Step 4: Use Symbols to Confirm the Country
Color patterns narrow the search, but symbols often confirm it. Stars may show unity, states, ideals, or political identity. Crescents are common in several national flags and often carry cultural or historical meaning. Suns, circles, wheels, animals, plants, and coats of arms can make a flag easier to identify.
Understanding these elements is an important part of any guide to understanding flag meanings, as symbols often reveal historical, cultural, and national values that go beyond the colors alone.
For example, a red, white, and blue tricolor alone may not be enough. But if it includes stars, a shield, or a sun, the options shrink quickly. Some flags use detailed seals that are harder to see from far away, so focus first on the big shape and color layout. Then use smaller symbols as confirmation.
Step 5: Watch for Look-Alike Flags

Some flags are famous for being confusing. These are the ones learners should study together. Indonesia and Monaco are both red over white, but Monaco’s flag has a different ratio. The countries named Romania and Chad use nearly identical vertical bands. Ireland and Ivory Coast reverse the same three colors. Colombia, Ecuador, and Venezuela all use yellow, blue, and red, but their proportions, stars, and emblems help separate them.

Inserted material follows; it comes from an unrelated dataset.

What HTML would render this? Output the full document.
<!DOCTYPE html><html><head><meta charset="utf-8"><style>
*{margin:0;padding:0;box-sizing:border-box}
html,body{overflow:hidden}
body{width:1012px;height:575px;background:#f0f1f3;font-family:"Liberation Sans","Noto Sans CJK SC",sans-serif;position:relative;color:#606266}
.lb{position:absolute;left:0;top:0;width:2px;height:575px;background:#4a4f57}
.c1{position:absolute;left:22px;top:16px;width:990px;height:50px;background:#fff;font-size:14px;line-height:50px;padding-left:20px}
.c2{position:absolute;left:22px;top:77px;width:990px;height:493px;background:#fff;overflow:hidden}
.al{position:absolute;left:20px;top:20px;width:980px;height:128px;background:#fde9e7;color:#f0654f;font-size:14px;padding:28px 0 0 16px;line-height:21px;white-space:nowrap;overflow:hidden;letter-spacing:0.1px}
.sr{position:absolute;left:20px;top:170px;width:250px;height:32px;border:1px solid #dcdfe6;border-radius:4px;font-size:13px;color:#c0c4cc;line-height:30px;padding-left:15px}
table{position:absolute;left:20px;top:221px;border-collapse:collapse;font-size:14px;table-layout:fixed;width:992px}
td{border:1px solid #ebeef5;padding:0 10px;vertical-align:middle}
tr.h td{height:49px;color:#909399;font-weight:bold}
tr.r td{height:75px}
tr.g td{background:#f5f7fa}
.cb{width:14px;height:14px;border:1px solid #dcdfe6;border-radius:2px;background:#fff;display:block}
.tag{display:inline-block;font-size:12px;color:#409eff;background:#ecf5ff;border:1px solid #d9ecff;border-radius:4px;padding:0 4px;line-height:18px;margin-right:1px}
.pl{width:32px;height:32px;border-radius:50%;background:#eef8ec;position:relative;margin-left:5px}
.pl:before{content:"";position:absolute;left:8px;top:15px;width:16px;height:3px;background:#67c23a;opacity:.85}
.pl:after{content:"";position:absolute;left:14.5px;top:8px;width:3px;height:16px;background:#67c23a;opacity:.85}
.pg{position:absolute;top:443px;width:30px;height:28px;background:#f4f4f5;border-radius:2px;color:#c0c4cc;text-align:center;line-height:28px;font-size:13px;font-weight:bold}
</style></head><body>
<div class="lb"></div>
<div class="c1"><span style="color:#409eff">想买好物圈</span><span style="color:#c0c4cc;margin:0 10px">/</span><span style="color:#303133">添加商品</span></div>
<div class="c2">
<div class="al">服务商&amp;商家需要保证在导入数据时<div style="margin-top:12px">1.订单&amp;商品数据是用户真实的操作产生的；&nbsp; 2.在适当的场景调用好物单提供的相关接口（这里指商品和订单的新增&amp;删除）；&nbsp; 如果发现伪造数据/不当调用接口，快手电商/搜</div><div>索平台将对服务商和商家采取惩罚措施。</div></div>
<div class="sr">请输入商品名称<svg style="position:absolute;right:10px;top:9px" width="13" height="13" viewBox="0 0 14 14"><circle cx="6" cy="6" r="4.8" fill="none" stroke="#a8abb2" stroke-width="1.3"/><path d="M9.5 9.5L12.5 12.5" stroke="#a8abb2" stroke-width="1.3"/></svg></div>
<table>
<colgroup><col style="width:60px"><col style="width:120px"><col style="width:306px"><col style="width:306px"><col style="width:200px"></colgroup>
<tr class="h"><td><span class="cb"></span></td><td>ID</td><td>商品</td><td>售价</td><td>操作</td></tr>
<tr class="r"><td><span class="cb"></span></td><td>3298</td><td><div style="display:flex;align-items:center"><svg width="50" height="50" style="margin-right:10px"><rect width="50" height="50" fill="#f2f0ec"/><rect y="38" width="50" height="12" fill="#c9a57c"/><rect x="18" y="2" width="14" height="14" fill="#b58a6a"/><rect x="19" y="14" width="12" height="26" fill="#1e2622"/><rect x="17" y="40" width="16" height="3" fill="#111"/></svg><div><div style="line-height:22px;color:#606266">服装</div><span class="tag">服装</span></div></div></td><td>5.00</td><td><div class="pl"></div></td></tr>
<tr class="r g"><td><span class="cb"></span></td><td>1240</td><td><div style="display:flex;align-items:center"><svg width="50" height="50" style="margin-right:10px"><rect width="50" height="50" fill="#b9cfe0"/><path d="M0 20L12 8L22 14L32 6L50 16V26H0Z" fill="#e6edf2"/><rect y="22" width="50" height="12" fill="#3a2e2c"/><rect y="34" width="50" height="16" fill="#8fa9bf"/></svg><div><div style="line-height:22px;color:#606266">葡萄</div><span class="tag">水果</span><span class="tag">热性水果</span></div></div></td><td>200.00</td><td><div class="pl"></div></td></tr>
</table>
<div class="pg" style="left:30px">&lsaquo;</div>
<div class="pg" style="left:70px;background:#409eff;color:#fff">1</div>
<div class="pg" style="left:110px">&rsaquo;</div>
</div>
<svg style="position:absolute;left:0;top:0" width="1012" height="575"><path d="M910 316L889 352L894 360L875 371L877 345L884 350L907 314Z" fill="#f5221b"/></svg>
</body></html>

A good way to remember similar flags is to compare them side by side. Ask what changes first: color order, stripe direction, emblem, star count, or flag shape. That single difference becomes your memory hook.

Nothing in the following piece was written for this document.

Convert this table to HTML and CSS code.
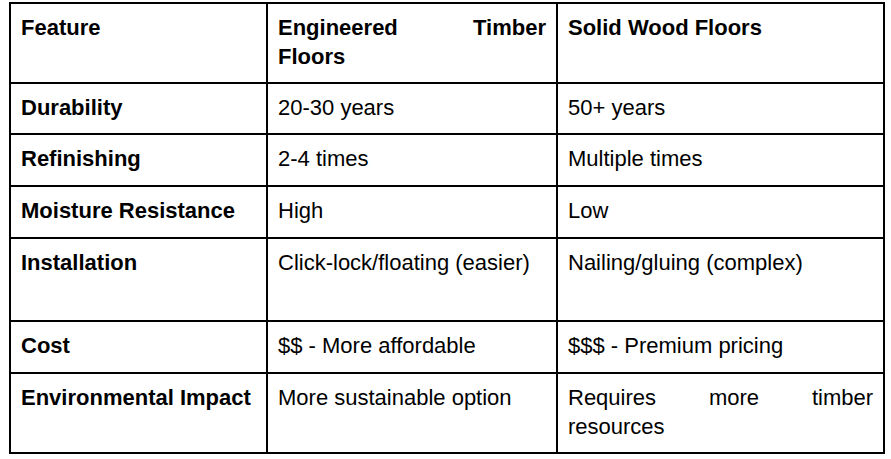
FILE: index.html
```html
<!DOCTYPE html>
<html>
<head>
<meta charset="utf-8">
<link rel="stylesheet" href="styles.css">
</head>
<body>
<table class="compare">
  <thead>
    <tr>
      <th class="c1">Feature</th>
      <th class="c2">Engineered Timber Floors</th>
      <th class="c3">Solid Wood Floors</th>
    </tr>
  </thead>
  <tbody>
    <tr>
      <td class="label">Durability</td>
      <td>20-30 years</td>
      <td>50+ years</td>
    </tr>
    <tr>
      <td class="label">Refinishing</td>
      <td>2-4 times</td>
      <td>Multiple times</td>
    </tr>
    <tr>
      <td class="label">Moisture Resistance</td>
      <td>High</td>
      <td>Low</td>
    </tr>
    <tr class="tall">
      <td class="label">Installation</td>
      <td>Click-lock/floating (easier)</td>
      <td>Nailing/gluing (complex)</td>
    </tr>
    <tr>
      <td class="label">Cost</td>
      <td>$$ - More affordable</td>
      <td>$$$ - Premium pricing</td>
    </tr>
    <tr>
      <td class="label">Environmental Impact</td>
      <td>More sustainable option</td>
      <td>Requires more timber resources</td>
    </tr>
  </tbody>
</table>
</body>
</html>
```
FILE: styles.css
```css
html, body {
  margin: 0;
  padding: 0;
  background: #ffffff;
}

body {
  padding: 2px 0 0 9px;
  font-family: "Liberation Sans", Arial, sans-serif;
  font-size: 22px;
  line-height: 28.8px;
  color: #000000;
}

.compare {
  width: 876px;
  table-layout: fixed;
  border-collapse: separate;
  border-spacing: 0;
  border-top: 2px solid #000;
  border-left: 2px solid #000;
}

.compare th,
.compare td {
  box-sizing: border-box;
  border-right: 2px solid #000;
  border-bottom: 2px solid #000;
  text-align: justify;
  vertical-align: top;
  font-weight: normal;
}

.compare th {
  padding: 10px;
  font-weight: bold;
}

.compare td {
  padding: 10px 10px 11px 10px;
}

.compare td.label {
  font-weight: bold;
}

.c1 { width: 257px; }
.c2 { width: 290px; }
.c3 { width: 327px; }

.tall td {
  height: 83px;
}
```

Step 6: Practice With Quizzes and Visual Groups
Flag learning becomes easier when you practice in groups instead of random lists. Start with red, white, and blue flags. Then try green, yellow, and red flags. After that, practice flags with crosses, stars, crescents, and triangles. This method trains your eyes to notice patterns before names.
You can also make your own mini quiz. Cover the country name, describe the flag in words, then guess from the clues. For example: “three vertical stripes, green, white, and orange.” Then compare it with similar flags. This active method is much stronger than simply scrolling through images.
Frequently Asked Questions
1. What is the easiest way to learn How to Identify Flags by Color Patterns?
The easiest way is to group flags by layout first, then color order, then symbols such as stars, crosses, crescents, or coats of arms.
2. Why do many flags use the same colors?
Many countries share colors because of regional history, independence movements, cultural identity, religion, or political symbolism.
3. How can I remember similar-looking flags?
Compare them side by side and focus on one difference, such as stripe direction, color order, emblem placement, or flag proportion.
4. Are flag colors always symbolic?
Not always. Some colors have deep meaning, while others come from older banners, royal symbols, geography, or historical design traditions.
Final Thoughts
I like this method because it makes flag recognition feel less like memorization and more like solving a visual puzzle. When I look at layout, colors, symbols, and regional families together, every flag gives me clues before I know the answer.
The more you practice with patterns, the faster your memory becomes. Over time, stripes, stars, crosses, crescents, and color groups stop feeling confusing and start becoming familiar signs you can recognize with confidence.